_Given data_:
============
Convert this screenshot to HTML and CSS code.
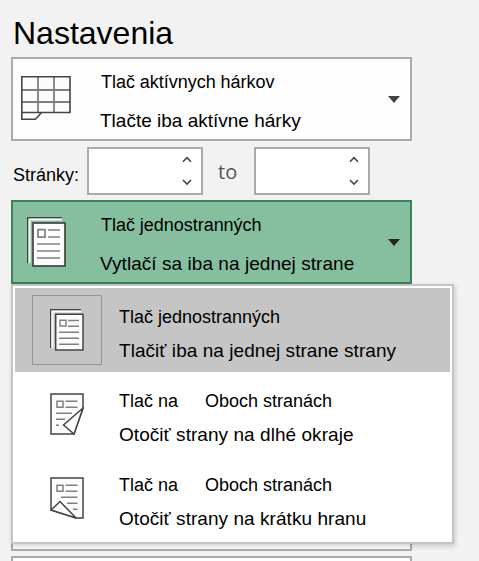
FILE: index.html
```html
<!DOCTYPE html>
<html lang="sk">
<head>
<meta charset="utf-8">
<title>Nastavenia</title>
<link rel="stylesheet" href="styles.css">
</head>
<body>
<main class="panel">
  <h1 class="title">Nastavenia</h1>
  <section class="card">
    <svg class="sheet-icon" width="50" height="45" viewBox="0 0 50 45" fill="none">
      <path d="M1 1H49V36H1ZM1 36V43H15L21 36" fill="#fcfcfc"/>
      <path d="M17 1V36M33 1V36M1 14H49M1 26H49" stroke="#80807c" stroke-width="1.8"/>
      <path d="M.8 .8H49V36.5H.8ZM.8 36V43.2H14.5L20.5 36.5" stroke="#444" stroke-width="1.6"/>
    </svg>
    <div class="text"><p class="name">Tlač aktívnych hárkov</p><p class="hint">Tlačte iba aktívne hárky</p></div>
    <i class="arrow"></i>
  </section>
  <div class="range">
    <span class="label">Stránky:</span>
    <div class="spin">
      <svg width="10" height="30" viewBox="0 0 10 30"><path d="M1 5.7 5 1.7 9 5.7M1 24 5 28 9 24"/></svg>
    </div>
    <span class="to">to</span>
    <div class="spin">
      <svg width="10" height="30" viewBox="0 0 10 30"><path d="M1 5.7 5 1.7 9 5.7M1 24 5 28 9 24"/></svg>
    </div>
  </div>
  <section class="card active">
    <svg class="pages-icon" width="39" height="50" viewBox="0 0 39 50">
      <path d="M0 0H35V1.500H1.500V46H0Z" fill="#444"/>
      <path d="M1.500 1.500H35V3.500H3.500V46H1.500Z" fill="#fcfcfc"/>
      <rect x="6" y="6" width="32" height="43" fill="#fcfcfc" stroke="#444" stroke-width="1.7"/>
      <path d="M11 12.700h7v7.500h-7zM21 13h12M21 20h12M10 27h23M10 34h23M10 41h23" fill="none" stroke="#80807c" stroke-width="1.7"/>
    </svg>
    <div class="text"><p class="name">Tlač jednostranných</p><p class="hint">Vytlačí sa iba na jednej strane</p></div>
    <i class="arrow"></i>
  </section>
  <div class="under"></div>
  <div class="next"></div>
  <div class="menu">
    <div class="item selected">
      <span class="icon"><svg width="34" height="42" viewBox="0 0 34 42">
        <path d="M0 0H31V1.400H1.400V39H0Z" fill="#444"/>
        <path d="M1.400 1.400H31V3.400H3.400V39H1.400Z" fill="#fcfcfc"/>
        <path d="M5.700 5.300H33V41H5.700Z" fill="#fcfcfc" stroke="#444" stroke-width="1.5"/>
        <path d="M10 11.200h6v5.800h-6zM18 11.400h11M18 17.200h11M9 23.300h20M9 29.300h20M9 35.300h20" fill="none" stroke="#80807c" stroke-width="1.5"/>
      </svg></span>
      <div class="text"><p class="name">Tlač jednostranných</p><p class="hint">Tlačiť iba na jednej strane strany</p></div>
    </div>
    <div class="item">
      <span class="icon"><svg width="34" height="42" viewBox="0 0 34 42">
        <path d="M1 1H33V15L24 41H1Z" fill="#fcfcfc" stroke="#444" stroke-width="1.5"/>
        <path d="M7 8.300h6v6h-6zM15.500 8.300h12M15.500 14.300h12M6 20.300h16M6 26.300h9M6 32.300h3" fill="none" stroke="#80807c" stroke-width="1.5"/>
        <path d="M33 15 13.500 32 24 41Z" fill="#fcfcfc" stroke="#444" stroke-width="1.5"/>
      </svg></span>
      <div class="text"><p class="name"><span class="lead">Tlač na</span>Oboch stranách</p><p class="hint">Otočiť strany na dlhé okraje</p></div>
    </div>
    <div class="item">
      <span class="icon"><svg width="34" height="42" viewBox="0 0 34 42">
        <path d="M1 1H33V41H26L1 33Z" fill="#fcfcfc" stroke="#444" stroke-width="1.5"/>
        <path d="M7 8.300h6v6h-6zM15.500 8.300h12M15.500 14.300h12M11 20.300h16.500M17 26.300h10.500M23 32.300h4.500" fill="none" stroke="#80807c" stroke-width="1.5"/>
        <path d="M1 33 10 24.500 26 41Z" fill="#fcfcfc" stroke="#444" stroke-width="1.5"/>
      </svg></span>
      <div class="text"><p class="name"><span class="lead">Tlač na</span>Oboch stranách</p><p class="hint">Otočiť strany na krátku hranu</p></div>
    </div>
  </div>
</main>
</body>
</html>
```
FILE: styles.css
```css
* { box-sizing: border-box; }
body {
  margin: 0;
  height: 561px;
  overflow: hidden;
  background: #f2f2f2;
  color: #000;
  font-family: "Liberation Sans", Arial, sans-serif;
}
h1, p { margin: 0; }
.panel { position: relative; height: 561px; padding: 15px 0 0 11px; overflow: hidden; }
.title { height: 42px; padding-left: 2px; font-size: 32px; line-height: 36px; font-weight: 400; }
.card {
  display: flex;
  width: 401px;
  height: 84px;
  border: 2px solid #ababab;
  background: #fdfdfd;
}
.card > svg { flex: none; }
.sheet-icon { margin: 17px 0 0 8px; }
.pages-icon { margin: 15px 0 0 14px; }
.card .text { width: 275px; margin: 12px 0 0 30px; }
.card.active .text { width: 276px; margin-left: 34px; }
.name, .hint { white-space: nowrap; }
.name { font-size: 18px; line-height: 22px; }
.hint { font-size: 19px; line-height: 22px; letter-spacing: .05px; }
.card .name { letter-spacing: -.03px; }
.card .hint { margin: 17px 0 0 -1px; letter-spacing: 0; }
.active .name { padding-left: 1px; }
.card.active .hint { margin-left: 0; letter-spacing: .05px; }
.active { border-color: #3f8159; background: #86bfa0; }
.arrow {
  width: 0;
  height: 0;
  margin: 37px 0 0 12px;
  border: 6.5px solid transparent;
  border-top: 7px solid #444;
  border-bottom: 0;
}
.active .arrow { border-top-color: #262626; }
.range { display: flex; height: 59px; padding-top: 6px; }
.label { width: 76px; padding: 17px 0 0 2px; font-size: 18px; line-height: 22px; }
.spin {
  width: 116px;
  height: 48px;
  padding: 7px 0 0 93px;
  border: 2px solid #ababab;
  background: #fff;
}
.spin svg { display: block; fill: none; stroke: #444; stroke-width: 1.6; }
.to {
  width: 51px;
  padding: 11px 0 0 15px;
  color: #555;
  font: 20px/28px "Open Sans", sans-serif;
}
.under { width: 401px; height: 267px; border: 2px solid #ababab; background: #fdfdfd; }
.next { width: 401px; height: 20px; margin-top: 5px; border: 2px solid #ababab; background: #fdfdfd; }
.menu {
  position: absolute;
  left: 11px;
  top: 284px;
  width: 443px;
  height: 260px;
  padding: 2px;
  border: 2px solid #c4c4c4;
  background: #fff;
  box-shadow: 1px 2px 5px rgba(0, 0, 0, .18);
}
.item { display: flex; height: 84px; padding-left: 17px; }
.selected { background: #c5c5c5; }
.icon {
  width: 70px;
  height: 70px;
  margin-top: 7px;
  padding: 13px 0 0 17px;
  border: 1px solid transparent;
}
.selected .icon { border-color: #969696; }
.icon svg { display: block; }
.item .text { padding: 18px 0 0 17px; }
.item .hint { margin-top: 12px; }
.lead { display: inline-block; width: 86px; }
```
============
_Your task_: Repeat the material above in full and exactly, omitting the pictures.

_The response_:
Convert this screenshot to HTML and CSS code.
FILE: index.html
```html
<!DOCTYPE html>
<html lang="sk">
<head>
<meta charset="utf-8">
<title>Nastavenia</title>
<link rel="stylesheet" href="styles.css">
</head>
<body>
<main class="panel">
  <h1 class="title">Nastavenia</h1>
  <section class="card">
    <svg class="sheet-icon" width="50" height="45" viewBox="0 0 50 45" fill="none">
      <path d="M1 1H49V36H1ZM1 36V43H15L21 36" fill="#fcfcfc"/>
      <path d="M17 1V36M33 1V36M1 14H49M1 26H49" stroke="#80807c" stroke-width="1.8"/>
      <path d="M.8 .8H49V36.5H.8ZM.8 36V43.2H14.5L20.5 36.5" stroke="#444" stroke-width="1.6"/>
    </svg>
    <div class="text"><p class="name">Tlač aktívnych hárkov</p><p class="hint">Tlačte iba aktívne hárky</p></div>
    <i class="arrow"></i>
  </section>
  <div class="range">
    <span class="label">Stránky:</span>
    <div class="spin">
      <svg width="10" height="30" viewBox="0 0 10 30"><path d="M1 5.7 5 1.7 9 5.7M1 24 5 28 9 24"/></svg>
    </div>
    <span class="to">to</span>
    <div class="spin">
      <svg width="10" height="30" viewBox="0 0 10 30"><path d="M1 5.7 5 1.7 9 5.7M1 24 5 28 9 24"/></svg>
    </div>
  </div>
  <section class="card active">
    <svg class="pages-icon" width="39" height="50" viewBox="0 0 39 50">
      <path d="M0 0H35V1.500H1.500V46H0Z" fill="#444"/>
      <path d="M1.500 1.500H35V3.500H3.500V46H1.500Z" fill="#fcfcfc"/>
      <rect x="6" y="6" width="32" height="43" fill="#fcfcfc" stroke="#444" stroke-width="1.7"/>
      <path d="M11 12.700h7v7.500h-7zM21 13h12M21 20h12M10 27h23M10 34h23M10 41h23" fill="none" stroke="#80807c" stroke-width="1.7"/>
    </svg>
    <div class="text"><p class="name">Tlač jednostranných</p><p class="hint">Vytlačí sa iba na jednej strane</p></div>
    <i class="arrow"></i>
  </section>
  <div class="under"></div>
  <div class="next"></div>
  <div class="menu">
    <div class="item selected">
      <span class="icon"><svg width="34" height="42" viewBox="0 0 34 42">
        <path d="M0 0H31V1.400H1.400V39H0Z" fill="#444"/>
        <path d="M1.400 1.400H31V3.400H3.400V39H1.400Z" fill="#fcfcfc"/>
        <path d="M5.700 5.300H33V41H5.700Z" fill="#fcfcfc" stroke="#444" stroke-width="1.5"/>
        <path d="M10 11.200h6v5.800h-6zM18 11.400h11M18 17.200h11M9 23.300h20M9 29.300h20M9 35.300h20" fill="none" stroke="#80807c" stroke-width="1.5"/>
      </svg></span>
      <div class="text"><p class="name">Tlač jednostranných</p><p class="hint">Tlačiť iba na jednej strane strany</p></div>
    </div>
    <div class="item">
      <span class="icon"><svg width="34" height="42" viewBox="0 0 34 42">
        <path d="M1 1H33V15L24 41H1Z" fill="#fcfcfc" stroke="#444" stroke-width="1.5"/>
        <path d="M7 8.300h6v6h-6zM15.500 8.300h12M15.500 14.300h12M6 20.300h16M6 26.300h9M6 32.300h3" fill="none" stroke="#80807c" stroke-width="1.5"/>
        <path d="M33 15 13.500 32 24 41Z" fill="#fcfcfc" stroke="#444" stroke-width="1.5"/>
      </svg></span>
      <div class="text"><p class="name"><span class="lead">Tlač na</span>Oboch stranách</p><p class="hint">Otočiť strany na dlhé okraje</p></div>
    </div>
    <div class="item">
      <span class="icon"><svg width="34" height="42" viewBox="0 0 34 42">
        <path d="M1 1H33V41H26L1 33Z" fill="#fcfcfc" stroke="#444" stroke-width="1.5"/>
        <path d="M7 8.300h6v6h-6zM15.500 8.300h12M15.500 14.300h12M11 20.300h16.500M17 26.300h10.500M23 32.300h4.500" fill="none" stroke="#80807c" stroke-width="1.5"/>
        <path d="M1 33 10 24.500 26 41Z" fill="#fcfcfc" stroke="#444" stroke-width="1.5"/>
      </svg></span>
      <div class="text"><p class="name"><span class="lead">Tlač na</span>Oboch stranách</p><p class="hint">Otočiť strany na krátku hranu</p></div>
    </div>
  </div>
</main>
</body>
</html>
```
FILE: styles.css
```css
* { box-sizing: border-box; }
body {
  margin: 0;
  height: 561px;
  overflow: hidden;
  background: #f2f2f2;
  color: #000;
  font-family: "Liberation Sans", Arial, sans-serif;
}
h1, p { margin: 0; }
.panel { position: relative; height: 561px; padding: 15px 0 0 11px; overflow: hidden; }
.title { height: 42px; padding-left: 2px; font-size: 32px; line-height: 36px; font-weight: 400; }
.card {
  display: flex;
  width: 401px;
  height: 84px;
  border: 2px solid #ababab;
  background: #fdfdfd;
}
.card > svg { flex: none; }
.sheet-icon { margin: 17px 0 0 8px; }
.pages-icon { margin: 15px 0 0 14px; }
.card .text { width: 275px; margin: 12px 0 0 30px; }
.card.active .text { width: 276px; margin-left: 34px; }
.name, .hint { white-space: nowrap; }
.name { font-size: 18px; line-height: 22px; }
.hint { font-size: 19px; line-height: 22px; letter-spacing: .05px; }
.card .name { letter-spacing: -.03px; }
.card .hint { margin: 17px 0 0 -1px; letter-spacing: 0; }
.active .name { padding-left: 1px; }
.card.active .hint { margin-left: 0; letter-spacing: .05px; }
.active { border-color: #3f8159; background: #86bfa0; }
.arrow {
  width: 0;
  height: 0;
  margin: 37px 0 0 12px;
  border: 6.5px solid transparent;
  border-top: 7px solid #444;
  border-bottom: 0;
}
.active .arrow { border-top-color: #262626; }
.range { display: flex; height: 59px; padding-top: 6px; }
.label { width: 76px; padding: 17px 0 0 2px; font-size: 18px; line-height: 22px; }
.spin {
  width: 116px;
  height: 48px;
  padding: 7px 0 0 93px;
  border: 2px solid #ababab;
  background: #fff;
}
.spin svg { display: block; fill: none; stroke: #444; stroke-width: 1.6; }
.to {
  width: 51px;
  padding: 11px 0 0 15px;
  color: #555;
  font: 20px/28px "Open Sans", sans-serif;
}
.under { width: 401px; height: 267px; border: 2px solid #ababab; background: #fdfdfd; }
.next { width: 401px; height: 20px; margin-top: 5px; border: 2px solid #ababab; background: #fdfdfd; }
.menu {
  position: absolute;
  left: 11px;
  top: 284px;
  width: 443px;
  height: 260px;
  padding: 2px;
  border: 2px solid #c4c4c4;
  background: #fff;
  box-shadow: 1px 2px 5px rgba(0, 0, 0, .18);
}
.item { display: flex; height: 84px; padding-left: 17px; }
.selected { background: #c5c5c5; }
.icon {
  width: 70px;
  height: 70px;
  margin-top: 7px;
  padding: 13px 0 0 17px;
  border: 1px solid transparent;
}
.selected .icon { border-color: #969696; }
.icon svg { display: block; }
.item .text { padding: 18px 0 0 17px; }
.item .hint { margin-top: 12px; }
.lead { display: inline-block; width: 86px; }
```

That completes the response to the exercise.